68 e.e. Cummings (1894 – 1962)
Amy Berke; Robert Bleil; Jordan Cofer; and Doug Davis
Like a number of the modernist poets, e. e. cummings came from a family of teachers and ministers. But while many of his contemporaries were active members of the artistic communities of New York, Boston, and Philadelphia, cummings was a more solitary figure whose poetry and politics tended toward the everyday and the common. This is not to say that cummings was a passive observer of the world around him: while serving overseas during World War I, cummings and a friend were held by the French on charges that their letters home were derisive of authority and of the general war effort.

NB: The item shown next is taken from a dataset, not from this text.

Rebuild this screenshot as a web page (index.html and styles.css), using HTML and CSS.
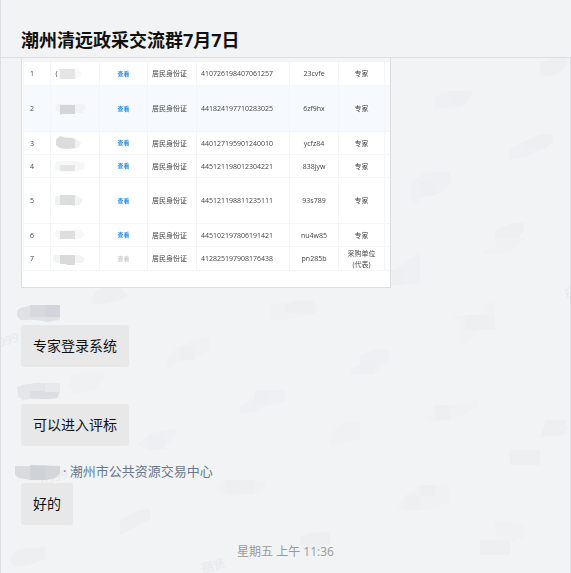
FILE: index.html
```
<!DOCTYPE html>
<html lang="zh-CN">
<head>
  <meta charset="UTF-8">
  <title>潮州清远政采交流群7月7日</title>
  <link rel="stylesheet" href="styles.css">
</head>
<body>
  <header class="chat-header">
    <h1>潮州清远政采交流群7月7日</h1>
  </header>

  <main class="chat">
    <svg class="watermark" aria-hidden="true">
      <g fill="#eeeff1">
        <path d="M540 4l12-3 14-1 2 4-5 8-10 6-13-1z"/>
        <path d="M435 40l6-5 9-2h23l-4 9-8 7-10 2-16-1z" opacity=".6"/>
        <path d="M450 33h15v14h-15z"/>
        <path d="M510 91l15-8 16-7 12 1v6l-9 8-17 7-17 4z" opacity=".6"/>
        <path d="M525 83l16-7 12 1v6l-9 8h-19z"/>
        <path d="M411 137v-13l9-6v-2l12-2h18v13l-10 8-20 5v5l-7 1z" opacity=".6"/>
        <path d="M420 123h15v15h-15z"/>
        <path d="M481 196l15-8 2-8 12-4 15 4-15 14-16 1z" opacity=".5"/>
        <path d="M495 172l16-7 13 0-1 8-5 7-23 0z"/>
        <path d="M390 217l11-10 19-13v32h-30z" opacity=".6"/>
        <path d="M390 212h15v15h-15z"/>
        <path d="M451 258h30l3-11 6-4h5v27h-15l-14 16h-6v-23z" opacity=".5"/>
        <path d="M465 257h30v15h-30z"/>
        <path d="M540 379l6-17h20l2 9-5 6-23 2z"/>
        <path d="M92 247l3-13 12-8 12 1 4 6 6 4-10 6-14 3z"/>
        <path d="M167 302l8-11 24-11 11 0v12l-18 10-13 2-12 8z" opacity=".7"/>
        <path d="M180 288h15v14h-15z"/>
        <path d="M67 327l5-9 12-5 18 1 3 6-10 11-19 5z" opacity=".7"/>
        <path d="M270 246l15-1 12-3h18v13l-28 7-17-1z" opacity=".5"/>
        <path d="M285 247l12-4h18v12h-30z"/>
        <path d="M350 311l10-4v-9l15-7 14 1 1 11-14 10-12 4h-12z" opacity=".6"/>
        <path d="M360 303h15v13h-15z"/>
        <path d="M240 350l16-12v-6h29v11l-20 5-9 6-15 1z" opacity=".6"/>
        <path d="M255 333h15v14h-15z"/>
        <path d="M138 387l12-12 25-4 3 3-12 14-15 5z" opacity=".6"/>
        <path d="M150 377h15v14h-15z"/>
        <path d="M425 360l10-5 16-7 15-2 12-4-2 7-18 10-23 5z" opacity=".5"/>
        <path d="M435 347h15v15h-15z"/>
        <path d="M510 392h30v15h-30z"/>
        <path d="M216 428l12-5h39v6l-12 6-30 4z" opacity=".5"/>
        <path d="M225 422h30v14h-30z"/>
        <path d="M330 382l5-11 12-8h13v17l-17 6-13 3z" opacity=".7"/>
        <path d="M396 451l5-10 18-12 29-3 2 17-15 8-22 1z" opacity=".5"/>
        <path d="M405 437h15v15h-15zM420 427h15v11h-15z"/>
        <path d="M495 470v-7h15l15 6-1 10-14 5-12 0z" opacity=".5"/>
        <path d="M480 482h30v15h-30z"/>
        <path d="M120 463l14-9 16-4v11l-18 10-12 6z"/>
        <path d="M10 502l5-9 12-3 18-1v12l-16 6-15 2z"/>
        <path d="M300 479l11-4 19-1v13l-18 4-11-1z"/>
      </g>
      <g class="watermark-text">
        <text transform="translate(0 289) rotate(-18)">999</text>
        <text transform="translate(42 427) rotate(-15)">0999</text>
        <text transform="translate(203 515) rotate(-15)">丽贤</text>
        <text transform="translate(566 240) rotate(-18)">白</text>
      </g>
    </svg>

    <div class="picture">
      <table class="expert-table">
        <colgroup>
          <col class="col-no"><col class="col-name"><col class="col-view"><col class="col-type">
          <col class="col-id"><col class="col-code"><col class="col-role"><col>
        </colgroup>
        <tbody>
          <tr>
            <td>1</td>
            <td><svg class="smudge" viewBox="0 0 36 16"><path d="M5 3h18q6 2 5 5t-6 5H6z" fill="#f7f8f8"/><path d="M7 3h15v10H7z" fill="#e5e5e6"/><path d="M4 5q-2 3 0 6" fill="none" stroke="#888"/></svg></td>
            <td><a href="#">查看</a></td>
            <td class="left">居民身份证</td>
            <td class="left">410726198407061257</td>
            <td>23cvfe</td>
            <td>专家</td>
            <td></td>
          </tr>
          <tr class="tall active">
            <td>2</td>
            <td><svg class="smudge" viewBox="0 0 36 16"><path d="M5 3h26l2 4-4 5H7l-5-4z" fill="#f0f2f3"/><path d="M7 4h15v9H9l-2 1z" fill="#d4d7d9"/></svg></td>
            <td><a href="#">查看</a></td>
            <td class="left">居民身份证</td>
            <td class="left">441824197710283025</td>
            <td>6zf9hx</td>
            <td>专家</td>
            <td></td>
          </tr>
          <tr>
            <td>3</td>
            <td><svg class="smudge" viewBox="0 0 36 16"><path d="M3 4l5-3 14 2 6 5-3 5-16 1-6-3z" fill="#f1f1f1"/><path d="M7 1l5 2h7l3 2v8l-8 1-7-1-4-3V5z" fill="#dcdcdc"/></svg></td>
            <td><a href="#">查看</a></td>
            <td class="left">居民身份证</td>
            <td class="left">440127195901240010</td>
            <td>ycfz84</td>
            <td>专家</td>
            <td></td>
          </tr>
          <tr>
            <td>4</td>
            <td><svg class="smudge" viewBox="0 0 36 16"><path d="M3 3h18l11 2-1 6-11 3-17-1-2-5z" fill="#f6f7f7"/><path d="M7 7h15v6H7z" fill="#e5e5e5"/></svg></td>
            <td><a href="#">查看</a></td>
            <td class="left">居民身份证</td>
            <td class="left">445121198012304221</td>
            <td>838jyw</td>
            <td>专家</td>
            <td></td>
          </tr>
          <tr class="tall">
            <td>5</td>
            <td><svg class="smudge" viewBox="0 0 36 16"><path d="M3 3l19-1 8 4-3 6H2V5z" fill="#f1f2f2"/><path d="M7 2h15v11l-5-1H7z" fill="#dcdedd"/></svg></td>
            <td><a href="#">查看</a></td>
            <td class="left">居民身份证</td>
            <td class="left">445121198811235111</td>
            <td>93s789</td>
            <td>专家</td>
            <td></td>
          </tr>
          <tr>
            <td>6</td>
            <td><svg class="smudge" viewBox="0 0 36 16"><path d="M3 3h24l4 4-3 5H5L2 8z" fill="#f6f7f7"/><path d="M7 4h15v8H7z" fill="#dedede"/></svg></td>
            <td><a href="#">查看</a></td>
            <td class="left">居民身份证</td>
            <td class="left">445102197806191421</td>
            <td>nu4w85</td>
            <td>专家</td>
            <td></td>
          </tr>
          <tr>
            <td>7</td>
            <td><svg class="smudge" viewBox="0 0 36 16"><path d="M1 4h25l6 3-3 5H2L0 8z" fill="#f3f4f4"/><path d="M7 4h15v10h-8l-1-1H7z" fill="#dadada"/></svg></td>
            <td><a class="disabled" href="#">查看</a></td>
            <td class="left">居民身份证</td>
            <td class="left">412825197908176438</td>
            <td>pn285b</td>
            <td>采购单位<br>(代表)</td>
            <td></td>
          </tr>
        </tbody>
      </table>
    </div>

    <section class="message">
      <div class="sender">
        <svg class="sender-mask" viewBox="0 0 48 18">
          <path d="M2 7l3-3 10-2h30v12l-1 2-12 2-10-2H5l-3-4z" fill="#dfe1e4"/>
          <path d="M15 1h30v12H15z" fill="#d5d8dc"/>
          <path d="M30 1h15v12H30z" fill="#d2d5db"/>
        </svg>
      </div>
      <p class="bubble">专家登录系统</p>
    </section>

    <section class="message">
      <div class="sender">
        <svg class="sender-mask" viewBox="0 0 48 18">
          <path d="M2 4l5-2 14-2h24v9l-3 6-9 1H15l-8 1-4-4z" fill="#e3e5e9"/>
          <path d="M15 8h30l-3 7-10 1-17-1z" fill="#dcdee3"/>
          <path d="M30 0h15v9H30z" fill="#e7e9ed"/>
        </svg>
      </div>
      <p class="bubble">可以进入评标</p>
    </section>

    <section class="message">
      <div class="sender">
        <svg class="sender-mask" viewBox="0 0 48 18">
          <path d="M0 4h15v14L4 16l-4-3z" fill="#d9dcdf"/>
          <path d="M15 3l30 1v7l-5 5-9 2H15z" fill="#cfd3d8"/>
          <path d="M30 4h15v7l-5 5-10 1z" fill="#d3d6da"/>
        </svg>
        <span>· 潮州市公共资源交易中心</span>
      </div>
      <p class="bubble">好的</p>
    </section>

    <time class="timestamp">星期五 上午 11:36</time>
  </main>
</body>
</html>
```

FILE: styles.css
```
:root {
  --bg-color: #f1f3f5;
  --bubble-color: #e8e8e8;
  --border-color: #dcdee1;
  --cell-border: #f3f5f7;
}

* {
  box-sizing: border-box;
}

body {
  display: flex;
  flex-direction: column;
  min-height: 100vh;
  margin: 0;
  border-left: 1px solid var(--border-color);
  background: var(--bg-color);
  color: #111;
  font-family: "Open Sans", "Noto Sans CJK SC", sans-serif;
}

.chat-header {
  height: 58px;
  padding: 27px 20px 0;
  border-bottom: 1px solid var(--border-color);
}

.chat-header h1 {
  margin: 0;
  font-size: 18px;
  line-height: 26px;
}

.chat {
  position: relative;
  flex: 1;
  padding: 0 20px;
  border-right: 1px solid var(--border-color);
  overflow: hidden;
}

.watermark {
  position: absolute;
  top: 0;
  left: -1px;
  width: 100%;
  height: 100%;
}

.watermark-text {
  fill: #e6e8ea;
  font-size: 12px;
}

.picture {
  position: relative;
  width: 370px;
  padding: 4px 0 16px 1px;
  border: 1px solid var(--border-color);
  border-top: none;
  background: linear-gradient(#f5f5f6 4px, #fff 4px);
}

.expert-table {
  width: 100%;
  border-collapse: collapse;
  table-layout: fixed;
  color: #444;
  font-size: 7px;
  line-height: 11px;
  text-align: center;
}

.expert-table tr {
  height: 23px;
}

.expert-table .tall {
  height: 46px;
}

.expert-table .active {
  background: #f6fafe;
}

.expert-table td {
  padding: 1px 0 0;
  border: 1px solid var(--cell-border);
  border-top: none;
  filter: blur(0.4px);
}

.expert-table td:last-child {
  border-right: none;
}

.expert-table td:first-child {
  padding-right: 10px;
}

.expert-table .left {
  padding-left: 4px;
  text-align: left;
}

.expert-table a {
  color: #2a8de8;
  font-size: 6px;
  font-weight: bold;
  text-decoration: none;
}

.expert-table .disabled {
  color: #ccc;
}

.col-no { width: 27px; }
.col-name { width: 49px; }
.col-view { width: 48px; }
.col-type { width: 49px; }
.col-id { width: 93px; }
.col-code { width: 49px; }
.col-role { width: 46px; }

.smudge {
  display: block;
  width: 36px;
  height: 16px;
  margin-left: 2px;
}

.message {
  position: relative;
  padding-top: 16px;
}

.sender {
  display: flex;
  height: 18px;
  margin-bottom: 3px;
  color: #68788c;
  font-size: 13px;
  line-height: 18px;
}

.sender-mask {
  width: 48px;
  height: 18px;
  margin-left: -6px;
}

.bubble {
  width: fit-content;
  margin: 0;
  padding: 10px 12px;
  border-radius: 3px;
  background: var(--bubble-color);
  font-size: 14px;
  line-height: 22px;
}

.timestamp {
  position: relative;
  display: block;
  margin-top: 18px;
  color: #999;
  font-size: 12px;
  line-height: 18px;
  text-align: center;
}
```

At home in New York, however, cummings seems to have avoided the style of poetry and pronouncements that made his contemporaries like Pound, Williams, Moore, and Stevens into vanguards of Modernist poetry.
Nonetheless, contemporary readers are often startled by the appearance of cummings’s poetry on the printed page. Eschewing capitalization, punctuation, and standard verse forms, cummings’s works take full advantage of the printed page to present poems that are often better suited to private reading than public performance. Where the lack of punctuation and capitalization may disarm readers more accustomed to being told how to vocalize a poem, cummings’s verses are presented without a beginning or an ending so as to allow the reader to move through a collection of cummings’s verse in a way that befits the private reading experience. Like Marianne Moore, who also paid careful attention to the presentation of her works in print, cummings embraced the opportunities that modern print culture provided to poets.

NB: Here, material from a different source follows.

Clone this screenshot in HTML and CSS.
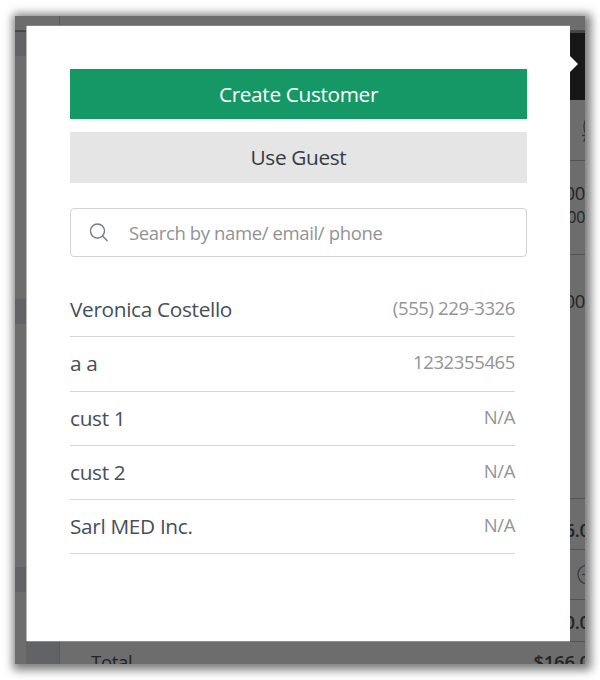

The selection from cummings in this unit, “in Just-,” published in 1920, demonstrates many of the attributes that are common in cummings’s verse. This poem can be said to begin without a beginning, withholding even the suggestion of where these lines fall in the consciousness of the poetic voice. And yet, while cummings does away with many aspects of poetry, the beginning of the poem is still familiar to the reader. Consider the beginning of the poem written out in prose: in Justspring when the world is mud-luscious the little lame balloonman whistles far and wee. Written out this way, the reader can quickly ascertain the meaning of the first few lines, but it is not the form on the page, verse or prose, that makes this possible, but the fact that these lines follow an elementary syntax that feels natural to the ear, even if the eye is confused by the physical arrangement.
Once the first lines of the poem have been mastered, more traditional patterns begin to emerge for the reader. The three-times repetition of the words, “balloonman whistles far and wee,” divides the poem into two sections describing the games and adventures of two groups of children, Eddie and Bill and Betty and Isbel. With these children, celebrating the early days of spring, the Just-spring of the opening lines are full of movement and energy in contrast to the infirmities of the balloonman; nonetheless, all five are part of a vignette whose appearance in the poem suggests further adventures to come. Although unusual in its shape and punctuation, cummings’s poetry is linked to the same rhythms of life that have captivated poets from Chaucer to Eliot.